What you have to do:
Gather up all lines that carry the word "using".

--- begin ---

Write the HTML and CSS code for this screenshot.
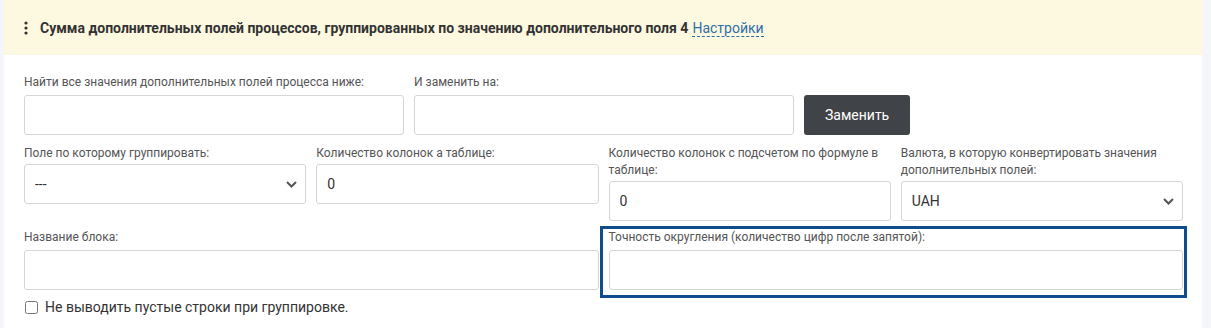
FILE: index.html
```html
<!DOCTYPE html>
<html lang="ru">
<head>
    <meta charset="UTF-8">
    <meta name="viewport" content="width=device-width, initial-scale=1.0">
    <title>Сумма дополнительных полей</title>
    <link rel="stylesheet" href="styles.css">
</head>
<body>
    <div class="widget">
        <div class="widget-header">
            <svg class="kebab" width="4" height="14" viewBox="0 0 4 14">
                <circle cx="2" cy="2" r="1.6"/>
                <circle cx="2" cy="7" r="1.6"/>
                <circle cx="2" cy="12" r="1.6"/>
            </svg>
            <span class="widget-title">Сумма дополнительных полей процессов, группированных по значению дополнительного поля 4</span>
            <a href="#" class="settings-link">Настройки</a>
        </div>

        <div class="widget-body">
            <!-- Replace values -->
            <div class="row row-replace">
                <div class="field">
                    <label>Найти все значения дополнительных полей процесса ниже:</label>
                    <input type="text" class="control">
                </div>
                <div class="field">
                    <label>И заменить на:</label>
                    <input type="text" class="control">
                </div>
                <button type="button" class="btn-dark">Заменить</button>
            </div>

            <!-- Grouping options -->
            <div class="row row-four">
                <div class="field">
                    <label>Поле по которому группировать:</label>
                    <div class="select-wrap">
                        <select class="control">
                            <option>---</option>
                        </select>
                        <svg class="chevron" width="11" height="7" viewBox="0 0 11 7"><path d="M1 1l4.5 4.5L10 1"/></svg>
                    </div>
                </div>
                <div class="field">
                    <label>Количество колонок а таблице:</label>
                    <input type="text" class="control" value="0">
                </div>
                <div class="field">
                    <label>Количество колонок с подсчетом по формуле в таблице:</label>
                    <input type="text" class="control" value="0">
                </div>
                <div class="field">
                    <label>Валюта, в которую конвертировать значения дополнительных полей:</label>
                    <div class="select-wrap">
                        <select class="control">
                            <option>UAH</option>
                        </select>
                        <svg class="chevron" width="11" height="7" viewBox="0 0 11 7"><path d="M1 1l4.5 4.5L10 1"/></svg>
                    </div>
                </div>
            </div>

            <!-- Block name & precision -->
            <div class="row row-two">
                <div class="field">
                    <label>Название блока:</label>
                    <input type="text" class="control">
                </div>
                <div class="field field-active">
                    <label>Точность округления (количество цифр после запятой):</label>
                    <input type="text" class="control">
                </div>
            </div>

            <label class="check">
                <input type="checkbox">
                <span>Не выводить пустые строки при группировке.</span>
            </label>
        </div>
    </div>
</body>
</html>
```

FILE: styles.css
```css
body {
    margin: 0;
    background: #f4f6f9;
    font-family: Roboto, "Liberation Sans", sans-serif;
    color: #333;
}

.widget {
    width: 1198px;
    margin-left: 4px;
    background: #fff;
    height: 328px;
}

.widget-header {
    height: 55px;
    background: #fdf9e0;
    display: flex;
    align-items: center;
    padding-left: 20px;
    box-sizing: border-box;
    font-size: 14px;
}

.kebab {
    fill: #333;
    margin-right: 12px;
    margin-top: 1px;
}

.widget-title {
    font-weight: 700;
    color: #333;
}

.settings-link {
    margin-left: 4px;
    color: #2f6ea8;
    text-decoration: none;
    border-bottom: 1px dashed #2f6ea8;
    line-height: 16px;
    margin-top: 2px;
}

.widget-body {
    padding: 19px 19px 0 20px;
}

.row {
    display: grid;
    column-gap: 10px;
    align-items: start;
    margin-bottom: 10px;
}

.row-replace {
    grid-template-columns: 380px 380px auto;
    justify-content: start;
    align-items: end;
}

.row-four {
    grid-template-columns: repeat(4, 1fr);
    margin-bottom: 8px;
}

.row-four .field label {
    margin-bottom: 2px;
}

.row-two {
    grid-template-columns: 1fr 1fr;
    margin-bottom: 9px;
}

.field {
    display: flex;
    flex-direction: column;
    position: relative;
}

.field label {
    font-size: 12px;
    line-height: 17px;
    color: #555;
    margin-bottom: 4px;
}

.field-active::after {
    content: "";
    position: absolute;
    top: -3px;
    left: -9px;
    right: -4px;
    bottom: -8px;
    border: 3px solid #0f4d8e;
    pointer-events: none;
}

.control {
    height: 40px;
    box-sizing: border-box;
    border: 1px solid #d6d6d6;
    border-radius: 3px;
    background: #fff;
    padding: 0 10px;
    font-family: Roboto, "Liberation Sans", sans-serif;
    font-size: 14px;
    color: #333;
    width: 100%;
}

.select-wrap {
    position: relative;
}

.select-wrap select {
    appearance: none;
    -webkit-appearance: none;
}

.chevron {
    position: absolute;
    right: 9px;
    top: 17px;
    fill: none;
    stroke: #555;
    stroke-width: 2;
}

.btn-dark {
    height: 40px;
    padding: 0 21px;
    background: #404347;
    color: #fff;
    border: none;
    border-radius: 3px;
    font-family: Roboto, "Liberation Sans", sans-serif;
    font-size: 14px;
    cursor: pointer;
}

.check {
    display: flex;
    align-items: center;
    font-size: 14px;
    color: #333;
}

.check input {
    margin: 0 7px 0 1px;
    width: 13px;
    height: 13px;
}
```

--- end ---
--- begin ---

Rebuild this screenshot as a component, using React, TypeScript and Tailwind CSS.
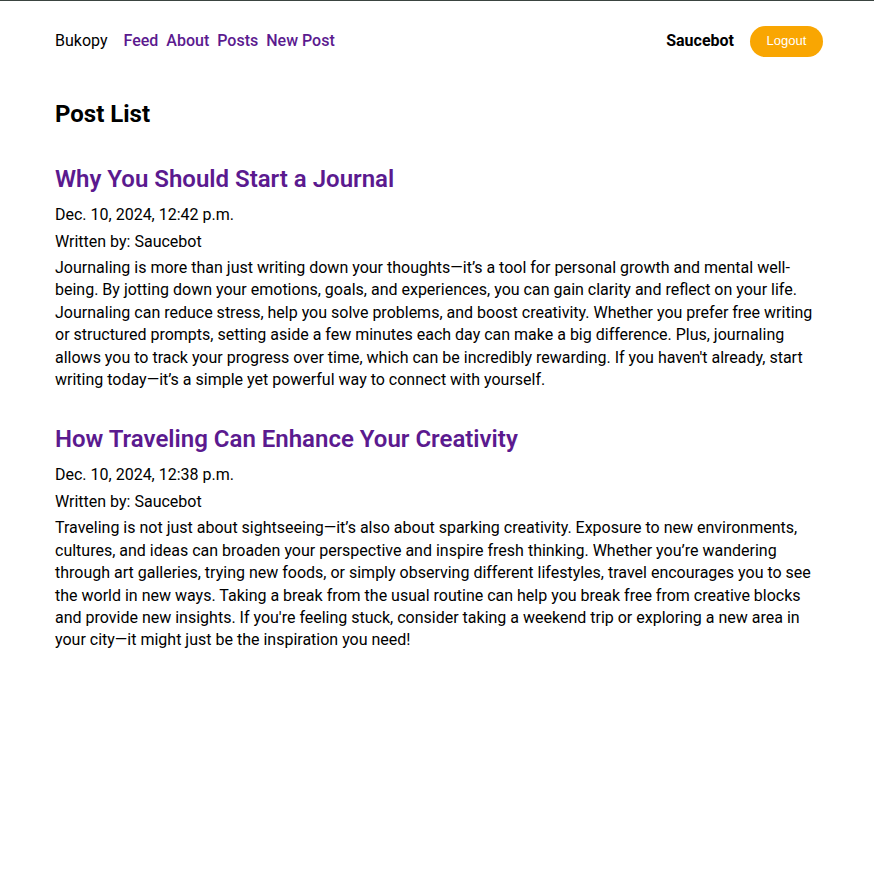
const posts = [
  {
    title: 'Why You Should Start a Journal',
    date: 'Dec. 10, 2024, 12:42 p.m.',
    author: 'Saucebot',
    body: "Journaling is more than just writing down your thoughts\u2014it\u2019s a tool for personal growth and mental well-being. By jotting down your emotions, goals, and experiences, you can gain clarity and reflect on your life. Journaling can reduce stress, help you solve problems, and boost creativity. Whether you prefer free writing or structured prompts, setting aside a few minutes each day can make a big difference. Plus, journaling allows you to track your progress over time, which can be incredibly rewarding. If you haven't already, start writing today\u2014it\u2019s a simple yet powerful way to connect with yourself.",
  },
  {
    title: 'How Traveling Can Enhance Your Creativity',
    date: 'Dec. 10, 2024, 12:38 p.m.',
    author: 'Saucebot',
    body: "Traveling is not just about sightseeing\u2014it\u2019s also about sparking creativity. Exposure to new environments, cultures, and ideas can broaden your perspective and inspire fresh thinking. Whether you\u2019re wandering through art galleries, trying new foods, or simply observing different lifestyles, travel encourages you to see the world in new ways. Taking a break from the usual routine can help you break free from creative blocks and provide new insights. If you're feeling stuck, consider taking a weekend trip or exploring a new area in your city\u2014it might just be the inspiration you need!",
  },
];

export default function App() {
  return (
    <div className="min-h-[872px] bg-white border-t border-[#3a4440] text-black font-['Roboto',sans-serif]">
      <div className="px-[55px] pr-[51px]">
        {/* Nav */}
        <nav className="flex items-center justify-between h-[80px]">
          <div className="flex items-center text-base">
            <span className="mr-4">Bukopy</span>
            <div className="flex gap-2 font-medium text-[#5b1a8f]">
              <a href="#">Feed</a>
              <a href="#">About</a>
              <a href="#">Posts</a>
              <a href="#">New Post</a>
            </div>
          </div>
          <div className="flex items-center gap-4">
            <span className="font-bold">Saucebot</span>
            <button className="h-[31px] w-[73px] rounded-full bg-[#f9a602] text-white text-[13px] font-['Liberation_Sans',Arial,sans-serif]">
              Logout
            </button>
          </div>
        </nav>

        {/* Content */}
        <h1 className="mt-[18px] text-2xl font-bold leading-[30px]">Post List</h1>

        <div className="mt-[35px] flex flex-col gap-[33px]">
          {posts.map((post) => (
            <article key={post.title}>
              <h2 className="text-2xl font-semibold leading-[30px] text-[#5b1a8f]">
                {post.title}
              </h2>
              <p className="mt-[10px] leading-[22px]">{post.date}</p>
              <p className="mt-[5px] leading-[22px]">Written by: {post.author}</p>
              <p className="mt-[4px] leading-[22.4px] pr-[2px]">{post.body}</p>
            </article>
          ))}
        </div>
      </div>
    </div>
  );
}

--- end ---
--- begin ---

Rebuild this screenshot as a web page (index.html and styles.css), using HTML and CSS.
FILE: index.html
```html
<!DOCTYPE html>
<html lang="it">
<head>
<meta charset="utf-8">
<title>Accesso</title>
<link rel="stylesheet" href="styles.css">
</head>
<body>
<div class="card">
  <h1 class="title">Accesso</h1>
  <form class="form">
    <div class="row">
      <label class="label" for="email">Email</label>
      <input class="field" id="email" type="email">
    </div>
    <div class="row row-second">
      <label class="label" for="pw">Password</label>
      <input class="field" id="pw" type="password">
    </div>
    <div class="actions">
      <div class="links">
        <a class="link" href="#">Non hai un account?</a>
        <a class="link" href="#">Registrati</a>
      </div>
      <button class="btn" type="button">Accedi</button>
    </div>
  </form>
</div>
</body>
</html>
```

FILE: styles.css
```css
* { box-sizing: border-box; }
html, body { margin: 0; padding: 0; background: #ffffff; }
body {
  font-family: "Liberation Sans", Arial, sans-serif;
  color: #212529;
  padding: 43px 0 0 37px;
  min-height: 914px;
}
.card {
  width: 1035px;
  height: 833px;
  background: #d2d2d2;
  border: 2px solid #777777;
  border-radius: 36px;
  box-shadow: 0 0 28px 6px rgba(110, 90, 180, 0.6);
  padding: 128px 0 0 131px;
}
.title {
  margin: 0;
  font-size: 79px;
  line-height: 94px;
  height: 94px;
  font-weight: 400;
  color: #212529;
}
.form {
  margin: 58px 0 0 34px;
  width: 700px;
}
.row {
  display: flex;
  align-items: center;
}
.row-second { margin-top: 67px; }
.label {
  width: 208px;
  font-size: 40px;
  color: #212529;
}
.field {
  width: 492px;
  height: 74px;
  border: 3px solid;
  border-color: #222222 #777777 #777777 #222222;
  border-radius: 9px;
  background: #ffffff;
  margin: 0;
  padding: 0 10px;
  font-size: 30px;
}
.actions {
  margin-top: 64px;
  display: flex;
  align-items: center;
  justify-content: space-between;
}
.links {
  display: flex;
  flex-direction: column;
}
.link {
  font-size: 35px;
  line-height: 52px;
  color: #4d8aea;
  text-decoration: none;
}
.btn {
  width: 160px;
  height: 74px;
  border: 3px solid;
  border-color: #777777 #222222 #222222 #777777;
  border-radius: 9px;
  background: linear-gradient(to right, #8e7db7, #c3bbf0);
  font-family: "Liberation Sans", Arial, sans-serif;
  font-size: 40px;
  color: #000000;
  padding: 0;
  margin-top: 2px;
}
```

--- end ---

Solution below:
Rebuild this screenshot as a component, using React, TypeScript and Tailwind CSS.
Rebuild this screenshot as a web page (index.html and styles.css), using HTML and CSS.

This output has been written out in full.